1   During his visit to Vienna to attend the Congress of Orientalists in 1886, Bhandarkar read out his own Sanskrit verses describing the gathering of scholars. In his own words:

The idea I endeavoured to bring out in these verses. . . was that this body of holy and learned is, adored by gods and men, that had assembled at Mithilā,. . .had risen up again at Vienna. . . . Aśvala, the priest of Janaka, had assumed the form of Bühler, Yājñavalkya appeared as Weber and Roth, and Śākala as Kielhorn. Kahoa manifested himself as Jolly; and the remaining is as Ludwig, Rost, Jacobi, and the rest.

(Bhandarkar 1933: Vol. I, 347)

2   Vishnushastri Chiplunkar (1926: 1039) criticizes Kunte for this dedication, suggesting that this dedication allowed Kunte to escape stringent rules of the Department of Education which prohibited a school teacher from engaging in any other work.
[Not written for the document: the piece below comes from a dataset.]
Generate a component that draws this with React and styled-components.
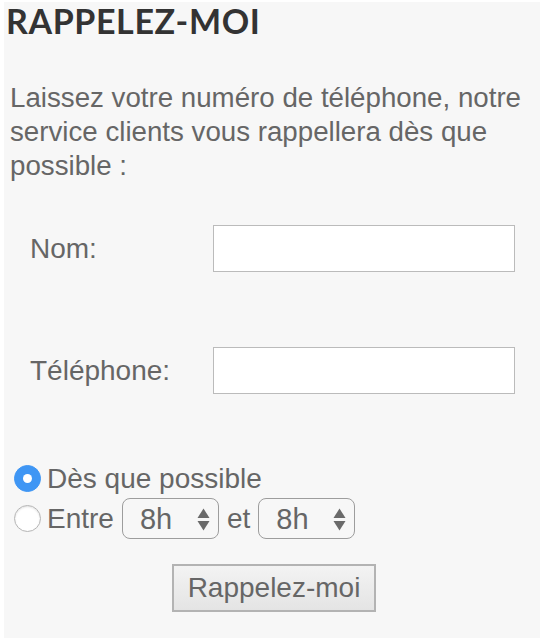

3   For details, see: Trautmann 1997: 4–5.

4   In his recollections of his meetings with Tilak, Pavgee says that beginning in 1894 he had many opportunities to discuss his theories with Tilak. Pavgee says that Tilak never agreed with him on his theory of the Āryāvartic home of the Aryans, and insisted on his idea of the Arctic home of the Aryans (see: S. V. Bapat 1925: 523ff). It is perhaps this interaction between the two that inspired Pavgee in his later work to incorporate the notion of the Arctic home as a colony of the Aryans from their Āryāvartic home.